Enter Sierra McIntyre, who writes for a tabloid that routinely pushes stories like “Woman Pregnant with Alien Baby!” But they are the only paper that publishes pieces that are unfavorable to the Guilds, and Sierra has built her reputation on that. While interviewing Montana, she expects smooth-tongued evasion, if not outright threats. What she doesn’t expect is for the new chief to propose marriage.

It seems Sierra has hit a nerve with her stories about the city’s down-and-out hunters disappearing, and their connection to a drug ring. Montana wants to find those men, for the Guild takes care of its own. He also wants to protect Sierra. He needs her contacts to find out what’s going on, and the kingpins of the drug ring won’t wait long before silencing her. He proposes a Marriage of Convenience to Sierra. She’ll have the protection of being a Guild boss’ wife, and have access to some Guild secrets for her exclusive story.

Sierra is no fool. If people are after her, she’ll take all the protection she can get. And exclusive rights to the story of the decade, too.

In the interest of full disclosure, I need to tell you that the MOC is my favorite romance novel plot. Any book with a forced marriage will come away with an automatic star. But Harmony is a little different- MOC’s can be made or broken pretty much at will; a Covenant Marriage is for life. Any MOC that results in a child being born automatically becomes a Covenant Marriage. All kinds of good possibilities there!
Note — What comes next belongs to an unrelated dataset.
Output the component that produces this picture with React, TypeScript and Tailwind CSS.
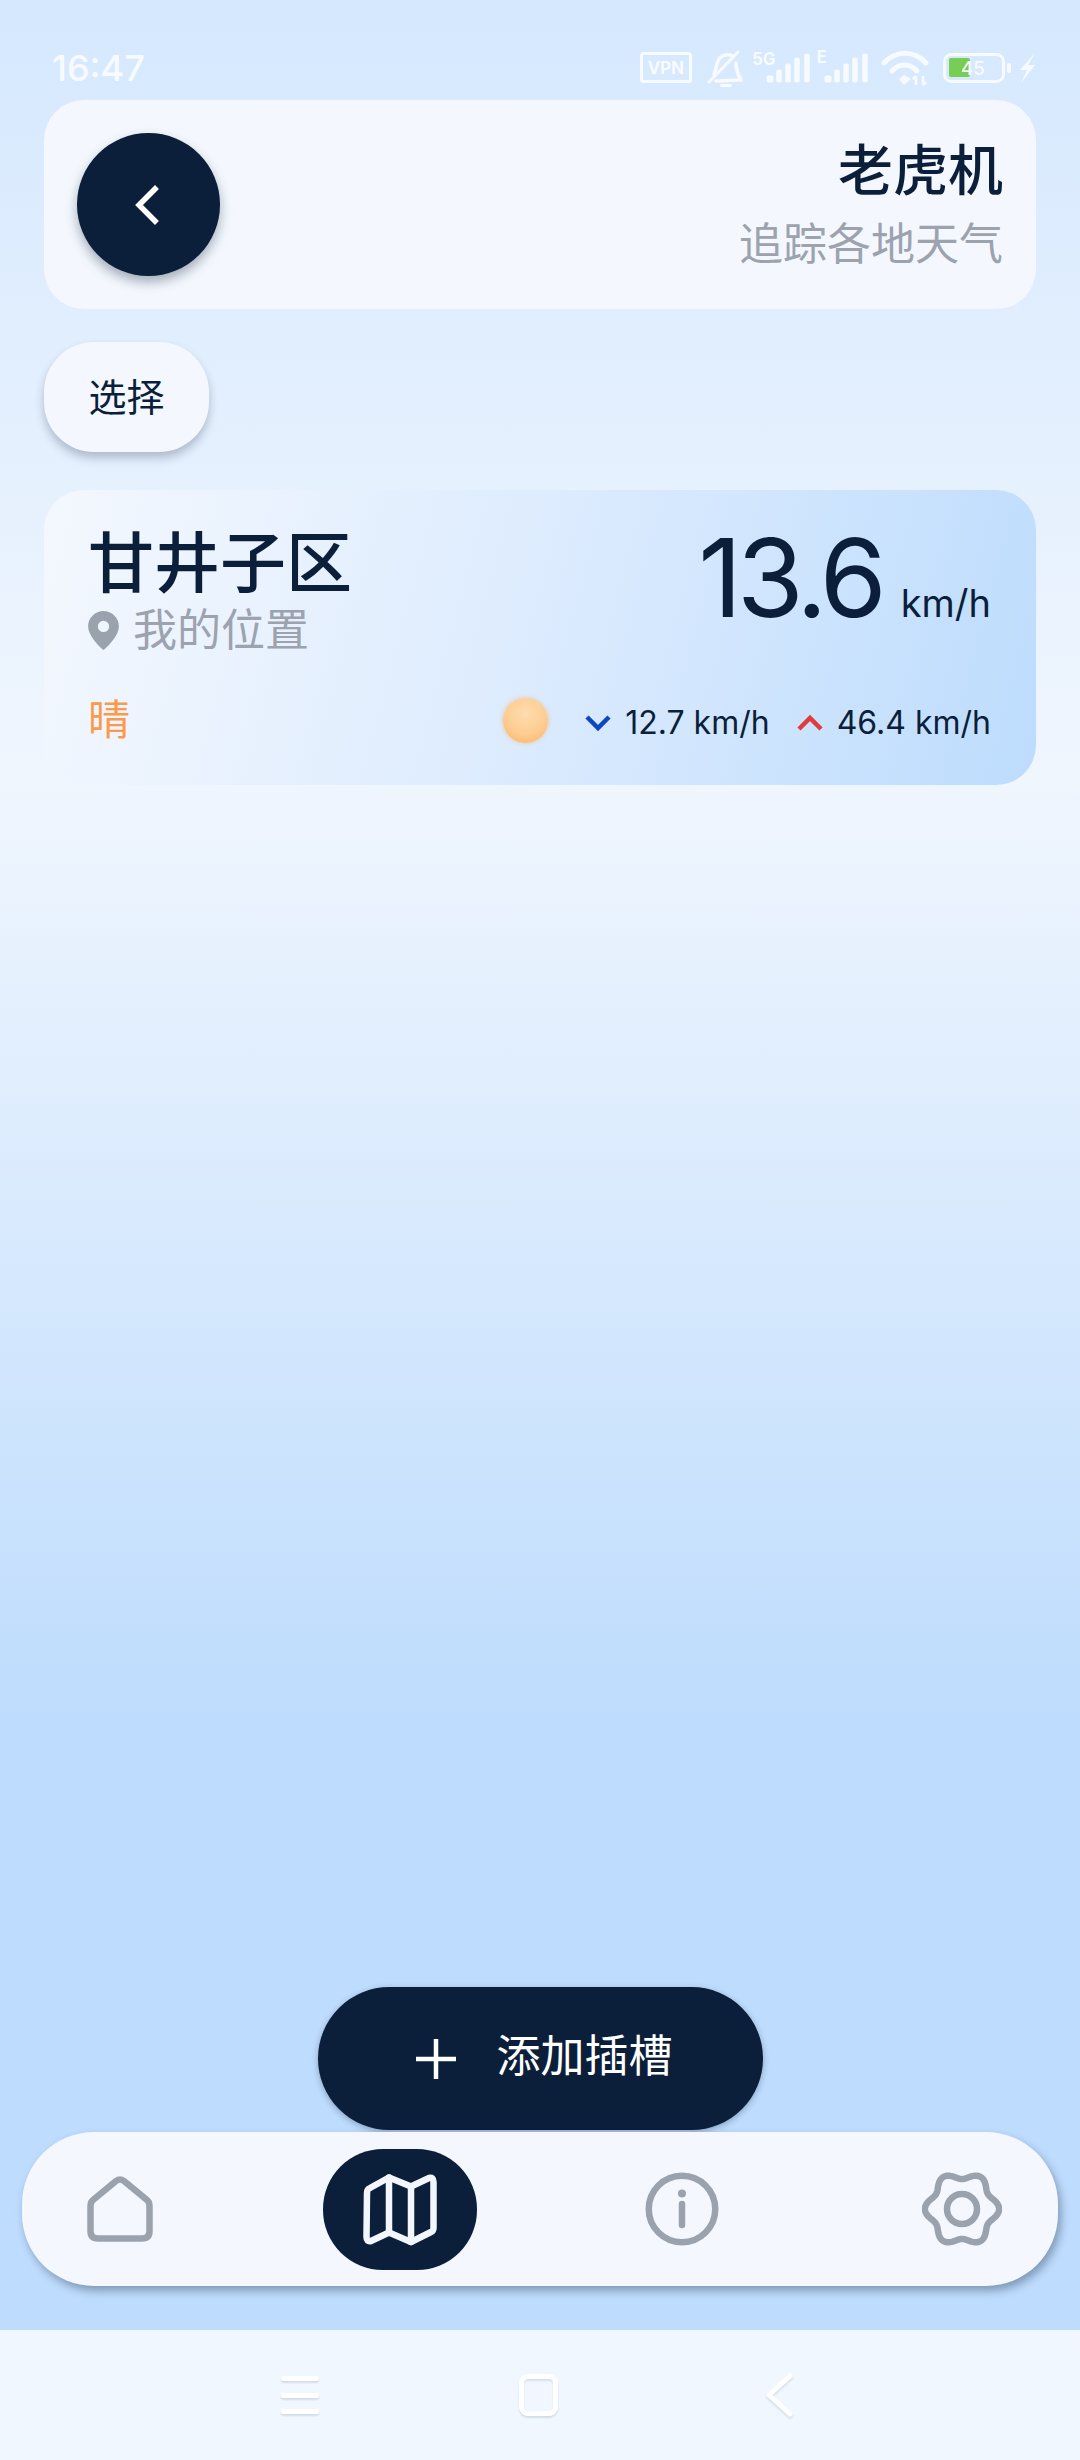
import React from "react";

const CJK = "font-['Inter','Noto_Sans_CJK_SC',sans-serif]";

function Bars({ xs }: { xs: number[] }) {
  const hs = [7, 13, 19, 25, 29];
  return (
    <g fill="white">
      {xs.map((x, i) => (
        <rect key={i} x={x - (i === 0 ? 3.5 : 2.75)} y={82.5 - hs[i]} width={i === 0 ? 7 : 5.5} height={hs[i]} rx={2} />
      ))}
    </g>
  );
}

function StatusIcons() {
  return (
    <svg width="440" height="50" viewBox="0 0 440 50" className="opacity-80">
      <g transform="translate(-640,-45)">
        <rect x="641.5" y="53.5" width="49" height="28" rx="2" fill="none" stroke="white" strokeWidth="3" />
        <text x="666" y="74" textAnchor="middle" fontSize="17" fontWeight="700" fill="white" fontFamily="Inter">VPN</text>
        <path d="M738 52 L709 82" fill="none" stroke="white" strokeWidth="3" strokeLinecap="round" />
        <path d="M714 74 C717 68 716 62 720 58 C723 55 728 54 733 56 M736 63 C736 70 738 75 741 80 L716 81" fill="none" stroke="white" strokeWidth="3.500" strokeLinecap="round" strokeLinejoin="round" />
        <rect x="720" y="84" width="12" height="3" rx="1.500" fill="white" />
        <text x="764" y="65" textAnchor="middle" fontSize="17" fontWeight="700" fill="white" fontFamily="Inter">5G</text>
        <Bars xs={[770, 779, 788, 797, 807]} />
        <text x="822" y="63" textAnchor="middle" fontSize="17" fontWeight="700" fill="white" fontFamily="Inter">E</text>
        <Bars xs={[828, 837, 846, 855, 865]} />
        <path d="M884 63 C896 50 914 50 926 63" fill="none" stroke="white" strokeWidth="5" strokeLinecap="round" />
        <path d="M892 71 C899 63 910 63 917 71" fill="none" stroke="white" strokeWidth="5" strokeLinecap="round" />
        <path d="M899 79 L904 75 L911 79 L904 85 Z" fill="white" />
        <path d="M916 85 V76 M913 79 L916 76 M923 76 V85 M923 85 L926 82" fill="none" stroke="white" strokeWidth="2.500" />
        <rect x="944.500" y="54.500" width="59" height="27" rx="7" fill="none" stroke="white" strokeWidth="3" />
        <rect x="949" y="58" width="21" height="19" rx="2" fill="#5fc82a" />
        <rect x="1007" y="63" width="4" height="10" rx="2" fill="white" />
        <text x="973" y="75" textAnchor="middle" fontSize="19" fontWeight="500" fill="white" fontFamily="Inter">45</text>
        <path d="M1035 53 L1020 70 L1027 70 L1021 83 L1035 65 L1028 65 Z" fill="white" />
      </g>
    </svg>
  );
}

function HomeIcon() {
  return (
    <svg width="66" height="66" viewBox="0 0 66 66" fill="none" stroke="#9aa3ad" strokeWidth="6.500" strokeLinejoin="round">
      <path d="M29 5 Q33 2 37 5 L60 24 Q62.500 26 62.500 30 V55 Q62.500 62.500 55 62.500 H11 Q3.500 62.500 3.500 55 V30 Q3.500 26 6 24 Z" />
    </svg>
  );
}

function MapIcon() {
  return (
    <svg width="74" height="73" viewBox="0 0 74 73" fill="none" stroke="#f3f7fd" strokeWidth="6.500" strokeLinejoin="round" strokeLinecap="round">
      <path d="M4 20 Q4 16 7 15 L26 4.500 L48 13.500 L66 5 Q70.500 4 70.500 9 V55 Q70.500 58 68 59 L48 69 L26 59.500 L8 68 Q3.500 69 3.500 64 Z" />
      <path d="M26 4.500 V59.500 M48 13.500 V69" />
    </svg>
  );
}

function InfoIcon() {
  return (
    <svg width="74" height="74" viewBox="0 0 74 74" fill="none" stroke="#9aa3ad" strokeWidth="6.500" strokeLinecap="round">
      <circle cx="37" cy="37" r="33.250" />
      <path d="M37 32 V53" />
      <circle cx="37" cy="21.500" r="4" fill="#9aa3ad" stroke="none" />
    </svg>
  );
}

const gearPath = (() => {
  const pts: string[] = [];
  for (let i = 0; i < 180; i++) {
    const t = (i / 180) * Math.PI * 2;
    const r = 33.5 + 3.6 * Math.cos(6 * t);
    pts.push(`${(40 + r * Math.cos(t)).toFixed(2)} ${(38 + r * Math.sin(t)).toFixed(2)}`);
  }
  return "M" + pts.join(" L") + " Z";
})();

function GearIcon() {
  return (
    <svg width="80" height="76" viewBox="0 0 80 76" fill="none" stroke="#9aa3ad" strokeWidth="6.500" strokeLinejoin="round">
      <path d={gearPath} />
      <circle cx="40" cy="38" r="15" />
    </svg>
  );
}

export default function App() {
  return (
    <div className={`relative flex h-[2460px] w-[1080px] flex-col overflow-hidden bg-[linear-gradient(180deg,#d5e8fe_0px,#f0f6fe_780px,#bedcfd_1720px,#bedcfd_2460px)] ${CJK}`}>
      {/* status bar */}
      <div className="flex h-[100px] items-start justify-between pl-[52px]">
        <span className="mt-[48px] text-[36px] leading-[40px] font-medium text-white/80">16:47</span>
        <div className="mt-[45px]">
          <StatusIcons />
        </div>
      </div>

      {/* header */}
      <div className="mx-[44px] flex h-[209px] items-center justify-between rounded-[40px] bg-[#f4f8fe] pr-[33px] pl-[33px]">
        <div className="flex h-[143px] w-[143px] items-center justify-center rounded-full bg-[#0b1f3a] pr-[3px] shadow-[0_6px_12px_rgba(11,31,58,0.35)]">
          <svg width="26" height="40" viewBox="0 0 26 40" fill="none" stroke="white" strokeWidth="5.500" strokeLinecap="square">
            <path d="M21 4 L5 20 L21 36" />
          </svg>
        </div>
        <div className="flex flex-col items-end">
          <span className="text-[55px] leading-[70px] font-medium text-[#0b1f3a]">老虎机</span>
          <span className="mt-[9px] text-[44px] leading-[60px] text-[#9ca3af]">追踪各地天气</span>
        </div>
      </div>

      {/* select */}
      <div className="mx-[44px] mt-[33px] flex h-[110px] w-[165px] items-center justify-center rounded-[50px] bg-[#f4f8fe] shadow-[0_6px_10px_rgba(11,31,58,0.25)]">
        <span className="text-[38px] text-[#0b1f3a]">选择</span>
      </div>

      {/* card */}
      <div className="mx-[44px] mt-[38px] flex h-[295px] flex-col rounded-[40px] bg-[linear-gradient(105deg,#f4f8fe_0%,#dcebfe_50%,#bddcfd_100%)] pr-[45px] pl-[44px]">
        <div className="flex items-start justify-between pt-[31px]">
          <div className="flex flex-col">
            <span className="text-[66px] leading-[84px] font-medium text-[#0b1f3a]">甘井子区</span>
            <div className="flex items-center gap-[14px]">
              <svg width="31" height="39" viewBox="0 0 30 38" fill="#9aa3ad">
                <path fillRule="evenodd" d="M15 0C7 0 0 6.500 0 15c0 8 9 18 15 23 6-5 15-15 15-23C30 6.500 23 0 15 0zm0 9.500a5.500 5.500 0 1 1 0 11 5.500 5.500 0 0 1 0-11z" />
              </svg>
              <span className="text-[44px] leading-[50px] text-[#9ca3af]">我的位置</span>
            </div>
          </div>
          <div className="flex items-baseline gap-[19px] pt-[7px]">
            <span className="text-[108px] leading-[100px] font-normal tracking-[-5px] text-[#0b1f3a]">13.6</span>
            <span className="text-[38px] leading-[40px] text-[#0b1f3a]">km/h</span>
          </div>
        </div>
        <div className="mt-[37px] flex items-center justify-between">
          <span className="text-[42px] leading-[56px] text-[#fb9a4b]">晴</span>
          <div className="flex items-center">
            <div className="mr-[37px] h-[45px] w-[45px] rounded-full bg-[radial-gradient(circle_at_50%_35%,#fddcae_0%,#fdcd92_55%,#fbb060_100%)] shadow-[0_0_4px_rgba(251,176,96,0.7)]" />
            <div className="flex items-center pt-[6px]">
              <svg width="26" height="18" viewBox="0 0 26 18" fill="none" stroke="#0b47c4" strokeWidth="4.500" className="mr-[14px]"><path d="M2 3 L13 14 L24 3" /></svg>
              <span className="text-[32px] leading-[40px] text-[#0b1f3a]">12.7 km/h</span>
              <svg width="26" height="18" viewBox="0 0 26 18" fill="none" stroke="#e23b3b" strokeWidth="4.500" className="mr-[14px] ml-[27px]"><path d="M2 15 L13 4 L24 15" /></svg>
              <span className="text-[32px] leading-[40px] text-[#0b1f3a]">46.4 km/h</span>
            </div>
          </div>
        </div>
      </div>

      <div className="flex-1" />

      {/* add */}
      <div className="flex justify-center">
        <div className="flex h-[143px] w-[445px] items-center justify-center gap-[41px] rounded-[72px] bg-[#0b1f3a] pl-[8px] shadow-[0_2px_6px_rgba(11,31,58,0.3)]">
          <svg width="40" height="40" viewBox="0 0 40 40" stroke="white" strokeWidth="4.500"><path d="M20 0 V40 M0 20 H40" /></svg>
          <span className="mb-[5px] text-[44px] leading-[56px] text-white">添加插槽</span>
        </div>
      </div>

      {/* nav */}
      <div className="mx-[22px] mt-[2px] mb-[44px] flex h-[154px] items-center justify-between rounded-[72px] bg-[#f4f8fe] px-[18px] shadow-[3px_5px_8px_rgba(11,31,58,0.35)]">
        <div className="flex w-[160px] justify-center"><HomeIcon /></div>
        <div className="flex w-[160px] justify-center">
          <div className="flex h-[121px] w-[154px] items-center justify-center rounded-[60px] bg-[#0b1f3a]">
            <MapIcon />
          </div>
        </div>
        <div className="flex w-[160px] justify-center pl-[3px]"><InfoIcon /></div>
        <div className="flex w-[160px] justify-center pl-[3px]"><GearIcon /></div>
      </div>

      {/* system nav */}
      <div className="flex h-[130px] items-center justify-center gap-[200px] bg-[#f0f7fe] pr-[6px]">
        <div className="flex h-[38px] w-[38px] flex-col justify-between">
          <div className="h-[5px] rounded-full bg-white shadow-[0_2px_2px_rgba(11,31,58,0.12)]" />
          <div className="h-[5px] rounded-full bg-white shadow-[0_2px_2px_rgba(11,31,58,0.12)]" />
          <div className="h-[5px] rounded-full bg-white shadow-[0_2px_2px_rgba(11,31,58,0.12)]" />
        </div>
        <div className="h-[42px] w-[39px] rounded-[9px] border-[5px] border-white shadow-[0_2px_2px_rgba(11,31,58,0.12),inset_0_2px_2px_rgba(11,31,58,0.1)]" />
        <svg width="28" height="44" viewBox="0 0 28 44" fill="none" stroke="white" strokeWidth="5" strokeLinecap="round" strokeLinejoin="round" className="ml-[7px] drop-shadow-[0_2px_1px_rgba(11,31,58,0.12)]"><path d="M25 3 L4 22 L25 41" /></svg>
      </div>
    </div>
  );
}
Jayne is really good here, with her trademark action and usual-suspects reveal. She can do sensual tension better than anyone, and her sense of humor is intact. I think you’ll like her unusual critters as much as I do. The heroines of Harmony all have companion animals that have six legs, bright blue eyes, and look like a big ball of dryer lint. They’re called dust bunnies. They have a second pair of red eyes and fangs, too; but by the time you see them it’s too late.

Check out Jayne’s site for a complete list of all the Harmony novels. They’re highly sensual, and action filled but not graphically gory. Thank you, Jayne!


Kimber Li said...

Awesome review, Robyn!

Too often, Futuristics and Science Fiction Romance are marketed in such a way that they all feel the same, an Endless Parade of Sameness. This puzzles me because most people love Science Fiction flavored stories to explore the fantastic unknown. The cover and the title of DARK LIGHT appears to me to be more of the same. Yawn. Normally, I wouldn't even pick it up to read the back blurb. However, your review has proved my initial assumption wrong. It sounds wonderfully multi-dimensional!

We should tell Heather over at the Galaxy Express about this one. I can't be the only one who has passed up novels like DARK LIGHT because it was SFR which appeared to be more of the same.

Robyn said...

Oh, I understand. The covers of these have been simply awful. The term 'light' actually refers to the ghosts in the book- and there are different colors in the spectrum. Green is usual, blue is freaky, and dark is...just that. Montana can manipulate dark light.

Mfitz said...

Kimber an, you are so right about the covers on the Jayne Castle books. Her books are SFR-lite really more Paranormal-Fantasy Romance than SF, but they are fun romps. The covers for the series have been simply wretched. Vague floaty spun sugar and waxed pecs sort of thing that don't really catch the Indian Jones/Tomb Raider feel of the storylines.